With higher U.S. prices, large quantities of gas available in remote locations such as Qatar and the South Timor Sea, and the improved technology, the product is now viewed as cost-competitive with North American gas. Thus the race to build new terminal facilities.

But the LNG supply chain is an expensive one — rivaling the cost of a gas pipeline from the North Slope and more. Producers must construct a liquefaction plant at the source, add an expensive tanker fleet, and then there’s the regasification facility.

The council estimates the total capital cost at $5 billion to $10 billion per billion cubic feet of capacity.

Even at $20 billion for the system, the Alaska gas pipeline would only run $5 billion for each billion cubic feet of capacity.

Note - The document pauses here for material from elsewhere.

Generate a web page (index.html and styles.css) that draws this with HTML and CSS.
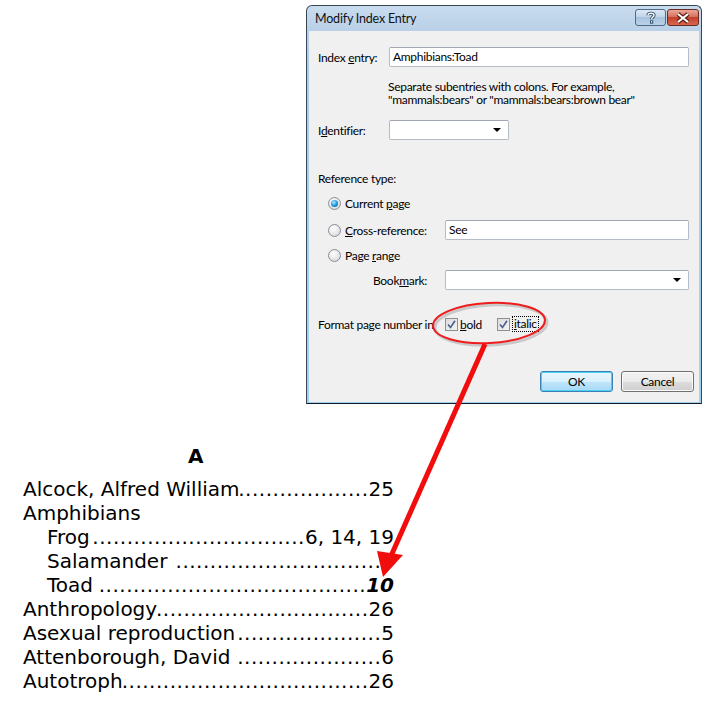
FILE: index.html
```html
<!DOCTYPE html>
<html>
<head>
<meta charset="utf-8">
<title>Modify Index Entry</title>
<link rel="stylesheet" href="styles.css">
</head>
<body>
<div class="page">
  <div class="dialog">
    <div class="titlebar">
      <span class="title">Modify Index Entry</span>
      <div class="caption-btns">
        <span class="cap-btn help"><svg width="12" height="13" viewBox="0 0 12 13"><path d="M3 4.2 C3 1.6 9 1.6 9 4.2 C9 6 6.6 6.2 6.6 8.2" fill="none" stroke="#27435e" stroke-width="3.2"/><path d="M3 4.2 C3 1.6 9 1.6 9 4.2 C9 6 6.6 6.2 6.6 8.2" fill="none" stroke="#fff" stroke-width="1.4"/><rect x="5" y="9.4" width="3.2" height="3.2" fill="#27435e"/><rect x="5.9" y="10.2" width="1.4" height="1.4" fill="#fff"/></svg></span>
        <span class="cap-btn close"><svg width="16" height="12" viewBox="0 0 16 12"><path d="M3 2 L13 10 M13 2 L3 10" stroke="#5a1a12" stroke-width="4.4"/><path d="M3 2 L13 10 M13 2 L3 10" stroke="#fff" stroke-width="2.2"/></svg></span>
      </div>
    </div>
    <div class="client">
      <div class="row r-entry">
        <span class="lbl">Index <u>e</u>ntry:</span>
        <div class="field">Amphibians:Toad</div>
      </div>
      <p class="help-text">Separate subentries with colons. For example,<br>"mammals:bears" or "mammals:bears:brown bear"</p>
      <div class="row r-ident">
        <span class="lbl">I<u>d</u>entifier:</span>
        <div class="field combo narrow"><span class="caret"></span></div>
      </div>
      <div class="section">Reference type:</div>
      <div class="row r-cur"><span class="radio on"></span><span>Current <u>p</u>age</span></div>
      <div class="row r-cross"><span class="radio"></span><span class="rlabel"><u>C</u>ross-reference:</span><div class="field">See</div></div>
      <div class="row r-range"><span class="radio"></span><span>Page <u>r</u>ange</span></div>
      <div class="row r-bm"><span class="bm-label">Book<u>m</u>ark:</span><div class="field combo"><span class="caret"></span></div></div>
      <div class="row r-format">
        <span class="fmt-label">Format page number in</span>
        <span class="check"><svg width="11" height="11" viewBox="0 0 11 11"><path d="M2 5.5 L4.5 8.5 L9 1.8" fill="none" stroke="#4a5f8c" stroke-width="1.6"/></svg></span>
        <span class="cb-text"><u>b</u>old</span>
        <span class="check"><svg width="11" height="11" viewBox="0 0 11 11"><path d="M2 5.5 L4.5 8.5 L9 1.8" fill="none" stroke="#4a5f8c" stroke-width="1.6"/></svg></span>
        <span class="cb-focus"><u>i</u>talic</span>
      </div>
      <div class="buttons">
        <span class="btn default">OK</span>
        <span class="btn">Cancel</span>
      </div>
    </div>
  </div>

  <div class="index">
    <div class="letter">A</div>
    <div class="entry"><span class="name">Alcock, Alfred William</span><span class="dots"><span>...................</span></span><span class="num">25</span></div>
    <div class="entry"><span class="name">Amphibians</span></div>
    <div class="entry sub"><span class="name">Frog</span><span class="dots"><span>...............................</span></span><span class="num">6, 14, 19</span></div>
    <div class="entry sub"><span class="name">Salamander</span><span class="dots"><span>..............................</span></span><span class="num">8</span></div>
    <div class="entry sub"><span class="name">Toad</span><span class="dots"><span>.......................................</span></span><span class="num bi">10</span></div>
    <div class="entry"><span class="name">Anthropology</span><span class="dots"><span>...............................</span></span><span class="num">26</span></div>
    <div class="entry"><span class="name">Asexual reproduction</span><span class="dots"><span>.....................</span></span><span class="num">5</span></div>
    <div class="entry"><span class="name">Attenborough, David</span><span class="dots"><span>.....................</span></span><span class="num">6</span></div>
    <div class="entry"><span class="name">Autotroph</span><span class="dots"><span>....................................</span></span><span class="num">26</span></div>
  </div>
</div>

<svg class="overlay" width="715" height="703" viewBox="0 0 715 703">
  <ellipse cx="491" cy="325" rx="56" ry="20" fill="none" stroke="#9a9a9a" stroke-opacity="0.45" stroke-width="3" transform="rotate(-3 491 325)"/>
  <ellipse cx="489" cy="323" rx="56" ry="20" fill="none" stroke="#ee1c1c" stroke-width="2" transform="rotate(-3 489 323)"/>
  <line x1="485" y1="344" x2="391" y2="556" stroke="#f20d0d" stroke-width="5"/>
  <polygon points="377,551 403,555 383,577" fill="#f20d0d"/>
</svg>
</body>
</html>
```
FILE: styles.css
```css
* { box-sizing: border-box; }

body {
  margin: 0;
  width: 715px;
  height: 703px;
  position: relative;
  overflow: hidden;
  background: #ffffff;
  font-family: "Noto Sans", sans-serif;
}

.page { padding-top: 5px; }

/* ---------- dialog ---------- */
.dialog {
  margin-left: 306px;
  width: 396px;
  height: 399px;
  border: 1px solid #3a4652;
  border-bottom-color: #101820;
  border-radius: 6px 6px 0 0;
  padding: 0 2px 1px;
  background: linear-gradient(#c9dcef 0, #b9d0e8 25px, #a8cdec 60px, #9fd2f2 100%);
  display: flex;
  flex-direction: column;
  font-family: Lato, "Noto Sans", sans-serif;
  font-size: 12px;
  letter-spacing: -0.3px;
  color: #000;
}

.titlebar {
  height: 25px;
  display: flex;
  align-items: center;
  justify-content: space-between;
  padding-left: 6px;
}

.title {
  font-size: 12.5px;
  color: #111;
  letter-spacing: -0.2px;
}

.caption-btns {
  display: flex;
  gap: 1px;
  align-self: flex-start;
  margin-top: 3px;
}

.cap-btn {
  width: 31px;
  height: 17px;
  border: 1px solid #4d6a86;
  border-radius: 3px;
  display: flex;
  align-items: center;
  justify-content: center;
}

.cap-btn.help {
  background: linear-gradient(#dbe8f5 0, #c2d6ea 45%, #a8c3de 50%, #b9d1e8 100%);
}

.cap-btn.close {
  width: 32px;
  border-color: #6b2a20;
  background: linear-gradient(#e9a89a 0, #d7705d 45%, #c4412a 50%, #d7674f 100%);
}

.client {
  flex: 1;
  background: #f0f0f0;
  padding: 16px 10px 0 9px;
  display: flex;
  flex-direction: column;
}

.row {
  display: flex;
  align-items: center;
  height: 20px;
}

.lbl { width: 71px; flex-shrink: 0; }

.field {
  flex: 1;
  height: 20px;
  background: #fff;
  border: 1px solid #b5bcc6;
  border-top-color: #a0a7b2;
  border-radius: 2px;
  padding: 0 3px;
  line-height: 18px;
  display: flex;
  align-items: center;
}

.combo { justify-content: flex-end; padding-right: 7px; }
.combo.narrow { flex: 0 0 120px; }

.caret {
  width: 0;
  height: 0;
  border-left: 4px solid transparent;
  border-right: 4px solid transparent;
  border-top: 4px solid #000;
}

.help-text {
  margin: 13px 0 0 70px;
  line-height: 13px;
}

.r-ident { margin-top: 14px; }

.section {
  margin-top: 32px;
  line-height: 14px;
}

.r-cur { margin-top: 7px; }
.r-cross { margin-top: 7px; }
.r-range { margin-top: 5px; }
.r-bm { margin-top: 5px; }

.radio {
  width: 13px;
  height: 13px;
  border-radius: 50%;
  margin: 0 4px 0 10px;
  flex-shrink: 0;
  border: 1px solid #8a8f96;
  background: radial-gradient(circle at 40% 35%, #ffffff 0, #e4e6e8 55%, #c9ccd0 100%);
  position: relative;
}

.radio.on::after {
  content: "";
  position: absolute;
  left: 2px;
  top: 2px;
  width: 7px;
  height: 7px;
  border-radius: 50%;
  background: radial-gradient(circle at 40% 35%, #b8ecff 0, #2aa0de 45%, #0d4f86 100%);
}

.rlabel { width: 100px; flex-shrink: 0; }

.bm-label { margin-left: 55px; width: 72px; flex-shrink: 0; }

.r-format { margin-top: 24px; }

.fmt-label { width: 127px; flex-shrink: 0; white-space: nowrap; }

.check {
  width: 13px;
  height: 13px;
  flex-shrink: 0;
  border: 1px solid #8e8f8f;
  background: linear-gradient(135deg, #dcdcdc, #f4f4f4);
  display: flex;
  align-items: center;
  justify-content: center;
  margin-right: 2px;
}

.cb-text { width: 37px; }

.cb-focus {
  border: 1px dotted #000;
  padding: 0 1px;
  line-height: 14px;
}

.buttons {
  margin-top: 37px;
  display: flex;
  justify-content: flex-end;
  gap: 8px;
  margin-right: -5px;
}

.btn {
  width: 73px;
  height: 21px;
  border: 1px solid #707070;
  border-radius: 3px;
  background: linear-gradient(#f2f2f2 0, #ebebeb 50%, #dddddd 51%, #cfcfcf 100%);
  display: flex;
  align-items: center;
  justify-content: center;
  box-shadow: inset 0 0 0 1px #fbfbfb;
}

.btn.default {
  border-color: #3c7fb1;
  background: linear-gradient(#eaf6fd 0, #d9f0fc 50%, #bee6fd 51%, #a7d9f5 100%);
  box-shadow: inset 0 0 0 1px #48d2f8;
}

/* ---------- index ---------- */
.index {
  margin: 40px 0 0 23px;
  width: 371px;
  font-family: "DejaVu Sans", Verdana, sans-serif;
  font-size: 20px;
  line-height: 24px;
  color: #000;
}

.letter {
  font-weight: bold;
  padding-left: 165px;
  margin-bottom: 9px;
}

.entry {
  display: flex;
  white-space: nowrap;
}

.entry.sub { padding-left: 24px; }

.dots {
  flex: 1;
  display: flex;
  justify-content: flex-end;
  overflow: hidden;
  letter-spacing: 0.5px;
}

.num.bi { font-weight: bold; font-style: italic; }

/* ---------- overlay ---------- */
.overlay {
  position: absolute;
  left: 0;
  top: 0;
  pointer-events: none;
}
```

For either supply system, there’s a gigantic up-front expense and an uncertain payoff that doesn’t start until years later.

Permit issues

The National Petroleum Council says government can help by streamlining the permit process for an LNG terminal to be completed in a single year. Under current regulations, permitting can take more than two years for a land facility, though an offshore unloading terminal can be cleared for construction in a year.

If siting issues or other political considerations delay those terminals, supplies could get very tight.

The study examined a scenario in which import capacity was reduced by 6 bcf daily, and found the average gas price nationwide would rise 10 percent.

“Clearly the ability to import increasing volumes of LNG is important to achieving a more comfortable supply/demand balance,” the report says.